You’ll know you’ve become ‘religious’ about the comfortable routine if someone suggests changing the norm and you become agitated, lol! I like to say that in the old way of doing church we would build a structure and then try to breathe life into it – we’re starting a bus program, now we need volunteers - as an example.                                                                                                                          

In house church we look for life, then erect just enough structure to facilitate life, thus when life changes, so can the structure. I remember the first 12 weeks we started CWOWI in our living room; We hosted each week and by week 11 Barb said something has to change. It was a lot of work opening our house every single week, having Chris and the other boys ready, and we were both tired of the routine as there was no end in sight.
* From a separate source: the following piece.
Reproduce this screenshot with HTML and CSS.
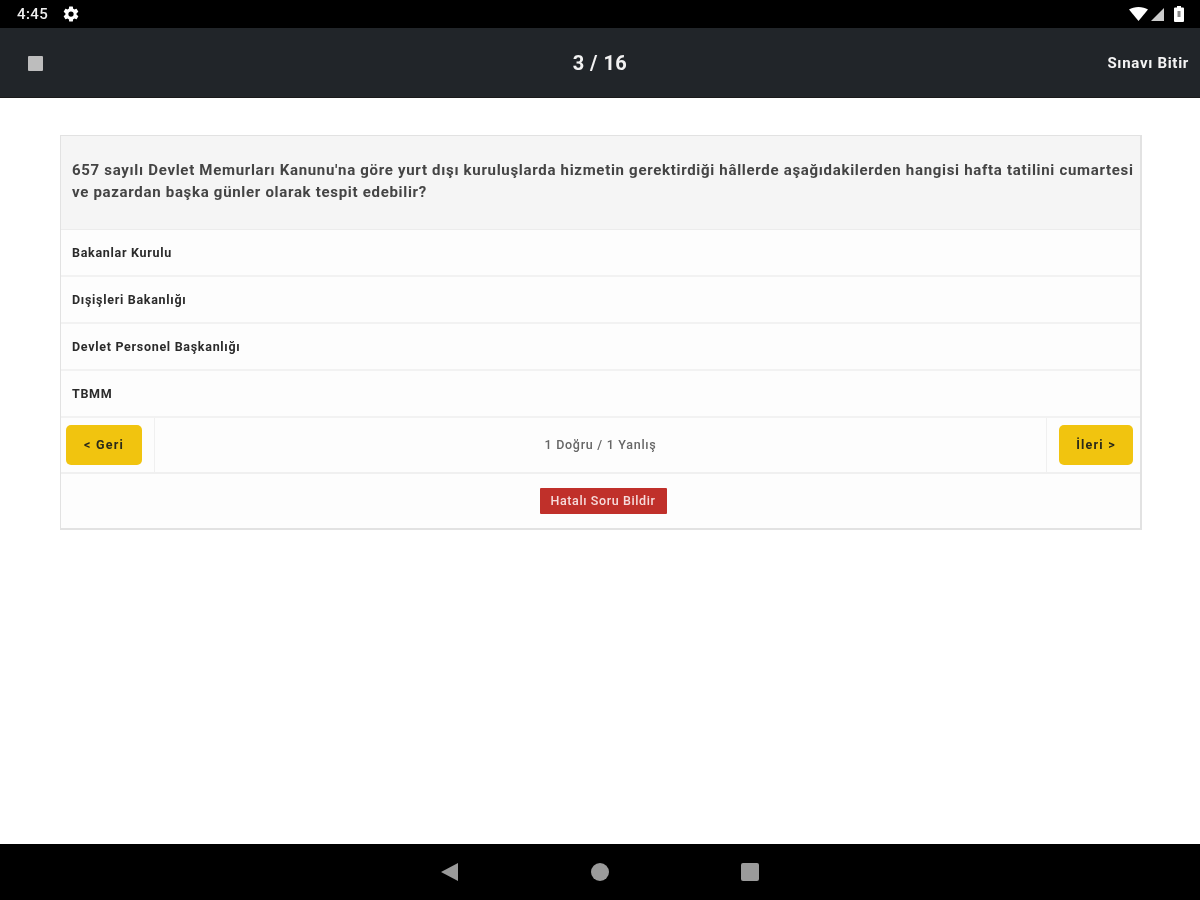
FILE: index.html
```html
<!DOCTYPE html>
<html lang="tr">
<head>
<meta charset="utf-8">
<title>Sınav</title>
<link rel="stylesheet" href="styles.css">
</head>
<body>
<div class="screen">
  <div class="statusbar">
    <div class="status-left">
      <span class="time">4:45</span>
      <svg class="gear" width="18" height="18" viewBox="0 0 24 24"><path fill="#fff" d="M19.4 13c.04-.33.06-.66.06-1s-.02-.67-.06-1l2.1-1.65c.2-.15.25-.42.13-.64l-2-3.46c-.12-.22-.39-.3-.61-.22l-2.49 1c-.52-.4-1.08-.73-1.69-.98l-.38-2.65A.49.49 0 0 0 14 2h-4c-.25 0-.46.18-.49.42l-.38 2.65c-.61.25-1.17.59-1.69.98l-2.49-1c-.23-.09-.49 0-.61.22l-2 3.46c-.13.22-.07.49.12.64L4.56 11c-.04.33-.07.67-.07 1s.03.67.07 1l-2.1 1.65c-.2.15-.25.42-.12.64l2 3.46c.12.22.39.3.61.22l2.49-1c.52.4 1.08.73 1.69.98l.38 2.65c.03.24.24.42.49.42h4c.25 0 .46-.18.49-.42l.38-2.65c.61-.25 1.17-.59 1.69-.98l2.49 1c.23.09.49 0 .61-.22l2-3.46c.12-.22.07-.49-.12-.64L19.4 13zM12 15.5a3.5 3.5 0 1 1 0-7 3.5 3.5 0 0 1 0 7z"/></svg>
    </div>
    <div class="status-right">
      <svg class="wifi" width="19" height="14" viewBox="0 0 19 14"><path fill="#fff" d="M0 2.600C2.500.9 5.900 0 9.500 0s7 .9 9.500 2.600L9.500 14z"/></svg>
      <svg class="signal" width="14" height="13" viewBox="0 0 14 13"><path fill="#fff" opacity=".8" d="M0 13 13 0v13z"/></svg>
      <svg class="battery" width="10" height="16" viewBox="0 0 10 16"><path fill="#fff" d="M3 0h4v1.500h2a1 1 0 0 1 1 1V15a1 1 0 0 1-1 1H1a1 1 0 0 1-1-1V2.500a1 1 0 0 1 1-1h2z"/><path fill="#888" d="M3.500 5h3v6h-3z"/></svg>
    </div>
  </div>
  <header class="appbar">
    <div class="stop"></div>
    <div class="counter">3 / 16</div>
    <div class="finish">Sınavı Bitir</div>
  </header>
  <main class="content">
    <section class="card">
      <div class="question">657 sayılı Devlet Memurları Kanunu'na göre yurt dışı kuruluşlarda hizmetin gerektirdiği hâllerde aşağıdakilerden hangisi hafta tatilini cumartesi ve pazardan başka günler olarak tespit edebilir?</div>
      <div class="option">Bakanlar Kurulu</div>
      <div class="option">Dışişleri Bakanlığı</div>
      <div class="option">Devlet Personel Başkanlığı</div>
      <div class="option">TBMM</div>
      <div class="nav">
        <div class="nav-side nav-left"><button class="yellow yellow-left">&lt; Geri</button></div>
        <div class="score">1 Doğru / 1 Yanlış</div>
        <div class="nav-side nav-right"><button class="yellow yellow-right">İleri &gt;</button></div>
      </div>
      <div class="report-row"><button class="report">Hatalı Soru Bildir</button></div>
    </section>
  </main>
  <footer class="navbar">
    <svg width="20" height="20" viewBox="0 0 20 20"><path fill="#9a9a9a" d="M18 1v18L1 10z"/></svg>
    <svg width="20" height="20" viewBox="0 0 20 20"><circle fill="#9a9a9a" cx="10" cy="10" r="9"/></svg>
    <svg width="20" height="20" viewBox="0 0 20 20"><rect fill="#9a9a9a" x="1" y="1" width="18" height="18" rx="2"/></svg>
  </footer>
</div>
</body>
</html>
```
FILE: styles.css
```css
* { box-sizing: border-box; }
html, body { margin: 0; padding: 0; }
body { font-family: Roboto, "Liberation Sans", sans-serif; background: #fff; }
.screen { width: 1200px; height: 900px; display: flex; flex-direction: column; overflow: hidden; filter: blur(.6px); }
.statusbar { height: 28px; background: #000; display: flex; justify-content: space-between; align-items: center; padding: 0 16px 0 17px; color: #fff; flex: none; }
.status-left { display: flex; align-items: center; gap: 14px; }
.time { font-size: 15px; font-weight: 500; color: #eee; letter-spacing: .4px; }
.gear { margin-top: -1px; }
.status-right { display: flex; align-items: center; }
.wifi { margin-right: 3px; }
.signal { margin-right: 9px; }
.appbar { height: 70px; background: #212529; border-bottom: 1px solid #1a1a1a; display: flex; align-items: center; justify-content: space-between; flex: none; padding: 0 11px 0 28px; position: relative; }
.stop { width: 15px; height: 15px; margin-top: 2px; background: #bdbdbd; border-radius: 1px; }
.counter { position: absolute; left: 0; right: 0; text-align: center; color: #f2f2f2; font-size: 20px; font-weight: 700; letter-spacing: .45px; }
.finish { color: #f4f4f4; font-size: 15px; font-weight: 700; letter-spacing: .7px; }
.content { flex: 1; padding: 37px 58px 0 60px; background: #fff; }
.card { border: 1px solid #e2e2e2; border-width: 1px 2px 2px 1px; background: #fdfdfd; color: #333; }
.question { height: 94px; background: #f5f5f5; padding: 23px 0 0 11px; font-size: 15px; line-height: 22px; font-weight: 700; color: #444; letter-spacing: .695px; border-bottom: 1px solid #ececec; }
.option { height: 47px; padding: 0 11px 1px; display: flex; align-items: center; font-size: 12.500px; font-weight: 700; color: #2b2b2b; letter-spacing: .7px; border-bottom: 2px solid #f2f2f2; }
.nav { height: 56px; display: flex; border-bottom: 2px solid #f0f0f0; }
.nav-side { display: flex; align-items: center; flex: none; }
.nav-left { width: 94px; padding-left: 5px; border-right: 1px solid #f0f0f0; }
.nav-right { width: 94px; padding-left: 12px; border-left: 1px solid #f0f0f0; }
.yellow { height: 40px; border: 0; border-radius: 5px; background: #f1c40f; color: #2a2a1a; font: 700 12.500px Roboto, sans-serif; letter-spacing: 1.2px; padding: 0 0 2px; }
.yellow-left { width: 76px; }
.yellow-right { width: 74px; }
.score { flex: 1; display: flex; align-items: center; justify-content: center; padding-bottom: 2px; font-size: 12.500px; font-weight: 500; color: #666; letter-spacing: .72px; }
.report-row { height: 54px; display: flex; align-items: center; justify-content: center; padding-left: 5px; }
.report { width: 127px; height: 26px; border: 0; border-radius: 1px; background: #c0302a; color: #f6dcdc; font: 500 12.500px Roboto, sans-serif; letter-spacing: .6px; padding: 0 0 2px; }
.navbar { height: 56px; background: #000; display: flex; align-items: center; justify-content: center; gap: 130px; flex: none; }
```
By week 12 we knew it was time to start rotating house to house whether everyone was ready or not, in part because everyone else had become used to the routine and partly because of our fatigue. At first I think we all felt like deer caught in a car’s headlights, rotating homes was the great unknown, but we all adjusted and liked it.             


The key is not to be afraid to mess up the routine, not to be so locked in that ‘this is what we do’ that you are unable to see the changing of the dynamic of the church and relationships occurring all around you.


Thank you for your generous support! We’d appreciate your prayers over the next 2-3 months during this remodel for wisdom and provision. Our next trip we have felt led to do is to the UK in early September, so it will be a busy time between now and then. We couldn’t do what we do around the world without you.